§ **Your objective**: Transcribe all of the material exactly. Any picture in it should be left out.

** START OF Source data **

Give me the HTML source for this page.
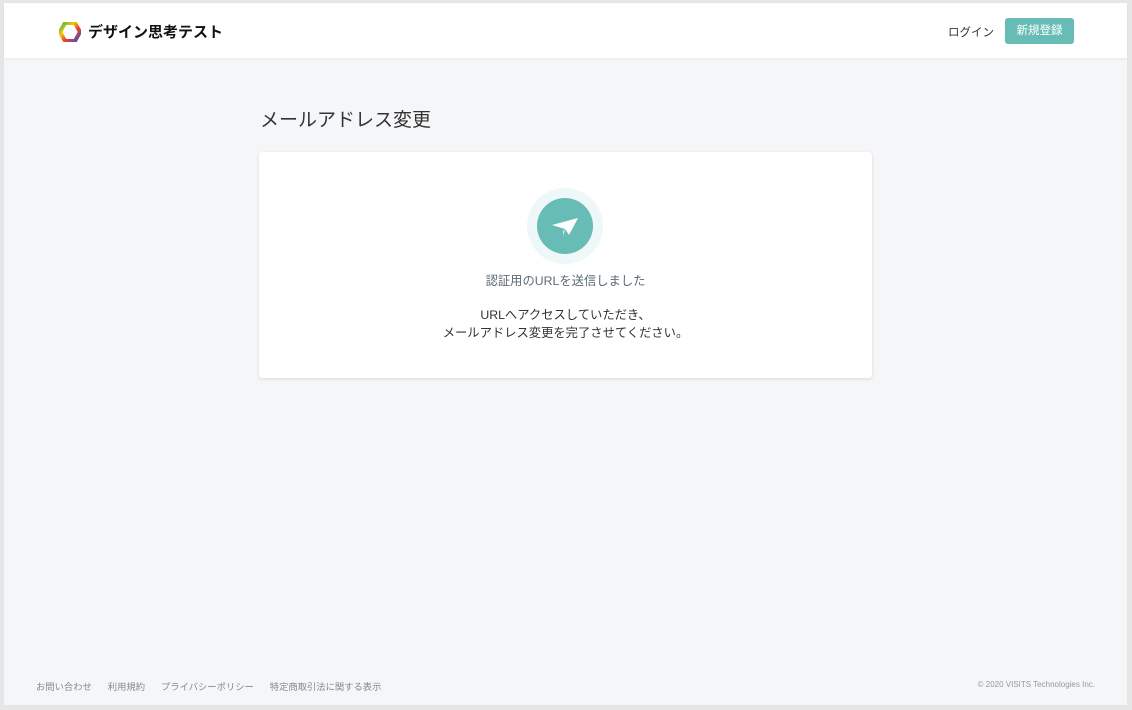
<!DOCTYPE html>
<html><head><meta charset="utf-8"><style>
*{margin:0;padding:0;box-sizing:border-box}
body{width:1132px;height:710px;background:#e6e6e6;font-family:"Liberation Sans","Noto Sans CJK JP",sans-serif;overflow:hidden}
.page{position:absolute;left:4px;top:3px;width:1123px;height:702px;background:#f5f6f8}
.hdr{position:absolute;left:0;top:0;width:100%;height:55px;background:#fff;box-shadow:0 1px 3px rgba(0,0,0,.06)}
.logo{position:absolute;left:55px;top:18px;display:flex;align-items:center;font-size:15px;font-weight:bold;color:#111}
.logo svg{margin-right:7px}
.login{position:absolute;left:944px;top:21px;font-size:11.5px;color:#333}
.btn{position:absolute;left:1001px;top:15px;width:69px;height:26px;background:#67bdb5;border-radius:3px;color:#fff;font-size:11.5px;text-align:center;line-height:26px}
h1{position:absolute;left:256px;top:102px;font-size:19px;font-weight:normal;color:#333}
.card{position:absolute;left:255px;top:149px;width:613px;height:226px;background:#fff;border-radius:3px;box-shadow:0 1px 3px rgba(0,0,0,.12)}
.oc{position:absolute;left:268px;top:36px;width:76px;height:76px;border-radius:50%;background:#eef8f8}
.ic{position:absolute;left:10px;top:10px;width:56px;height:56px;border-radius:50%;background:#67bdb5}
.t1{position:absolute;left:0;width:100%;top:119px;text-align:center;font-size:12.3px;color:#5a6b75}
.t2{position:absolute;left:0;width:100%;top:154px;text-align:center;font-size:12.3px;color:#333;line-height:18px}
.foot{position:absolute;left:32px;top:676px;font-size:9.3px;color:#888}
.foot span{margin-right:16px}
.copy{position:absolute;right:32px;top:677px;font-size:8px;color:#999}
</style></head><body><div class="page">
<div class="hdr">
<div class="logo"><svg width="22" height="20" viewBox="0 0 22 20"><polygon points="6,1 16,1 21,10 16,19 6,19 1,10" fill="none" stroke="url(#g)" stroke-width="4"/><defs><linearGradient id="g" x1="0" y1="0" x2="1" y2="1"><stop offset="0" stop-color="#3ab54a"/><stop offset=".35" stop-color="#f7c600"/><stop offset=".6" stop-color="#e8412c"/><stop offset="1" stop-color="#3a4fd0"/></linearGradient></defs></svg>デザイン思考テスト</div>
<div class="login">ログイン</div>
<div class="btn">新規登録</div>
</div>
<h1>メールアドレス変更</h1>
<div class="card">
<div class="oc"><div class="ic"><svg width="56" height="56" viewBox="0 0 56 56"><path d="M15 27 L41 20 L32 37 L28 31 Z" fill="#fff"/><path d="M28 31 L41 20 L26 33 L26 38 Z" fill="#e6f4f2"/></svg></div></div>
<div class="t1">認証用のURLを送信しました</div>
<div class="t2">URLへアクセスしていただき、<br>メールアドレス変更を完了させてください。</div>
</div>
<div class="foot"><span>お問い合わせ</span><span>利用規約</span><span>プライバシーポリシー</span><span>特定商取引法に関する表示</span></div>
<div class="copy">© 2020 VISITS Technologies Inc.</div>
</div></body></html>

** END OF Source data **

§ **Solution to the problem**:
Give me the HTML source for this page.
<!DOCTYPE html>
<html><head><meta charset="utf-8"><style>
*{margin:0;padding:0;box-sizing:border-box}
body{width:1132px;height:710px;background:#e6e6e6;font-family:"Liberation Sans","Noto Sans CJK JP",sans-serif;overflow:hidden}
.page{position:absolute;left:4px;top:3px;width:1123px;height:702px;background:#f5f6f8}
.hdr{position:absolute;left:0;top:0;width:100%;height:55px;background:#fff;box-shadow:0 1px 3px rgba(0,0,0,.06)}
.logo{position:absolute;left:55px;top:18px;display:flex;align-items:center;font-size:15px;font-weight:bold;color:#111}
.logo svg{margin-right:7px}
.login{position:absolute;left:944px;top:21px;font-size:11.5px;color:#333}
.btn{position:absolute;left:1001px;top:15px;width:69px;height:26px;background:#67bdb5;border-radius:3px;color:#fff;font-size:11.5px;text-align:center;line-height:26px}
h1{position:absolute;left:256px;top:102px;font-size:19px;font-weight:normal;color:#333}
.card{position:absolute;left:255px;top:149px;width:613px;height:226px;background:#fff;border-radius:3px;box-shadow:0 1px 3px rgba(0,0,0,.12)}
.oc{position:absolute;left:268px;top:36px;width:76px;height:76px;border-radius:50%;background:#eef8f8}
.ic{position:absolute;left:10px;top:10px;width:56px;height:56px;border-radius:50%;background:#67bdb5}
.t1{position:absolute;left:0;width:100%;top:119px;text-align:center;font-size:12.3px;color:#5a6b75}
.t2{position:absolute;left:0;width:100%;top:154px;text-align:center;font-size:12.3px;color:#333;line-height:18px}
.foot{position:absolute;left:32px;top:676px;font-size:9.3px;color:#888}
.foot span{margin-right:16px}
.copy{position:absolute;right:32px;top:677px;font-size:8px;color:#999}
</style></head><body><div class="page">
<div class="hdr">
<div class="logo"><svg width="22" height="20" viewBox="0 0 22 20"><polygon points="6,1 16,1 21,10 16,19 6,19 1,10" fill="none" stroke="url(#g)" stroke-width="4"/><defs><linearGradient id="g" x1="0" y1="0" x2="1" y2="1"><stop offset="0" stop-color="#3ab54a"/><stop offset=".35" stop-color="#f7c600"/><stop offset=".6" stop-color="#e8412c"/><stop offset="1" stop-color="#3a4fd0"/></linearGradient></defs></svg>デザイン思考テスト</div>
<div class="login">ログイン</div>
<div class="btn">新規登録</div>
</div>
<h1>メールアドレス変更</h1>
<div class="card">
<div class="oc"><div class="ic"><svg width="56" height="56" viewBox="0 0 56 56"><path d="M15 27 L41 20 L32 37 L28 31 Z" fill="#fff"/><path d="M28 31 L41 20 L26 33 L26 38 Z" fill="#e6f4f2"/></svg></div></div>
<div class="t1">認証用のURLを送信しました</div>
<div class="t2">URLへアクセスしていただき、<br>メールアドレス変更を完了させてください。</div>
</div>
<div class="foot"><span>お問い合わせ</span><span>利用規約</span><span>プライバシーポリシー</span><span>特定商取引法に関する表示</span></div>
<div class="copy">© 2020 VISITS Technologies Inc.</div>
</div></body></html>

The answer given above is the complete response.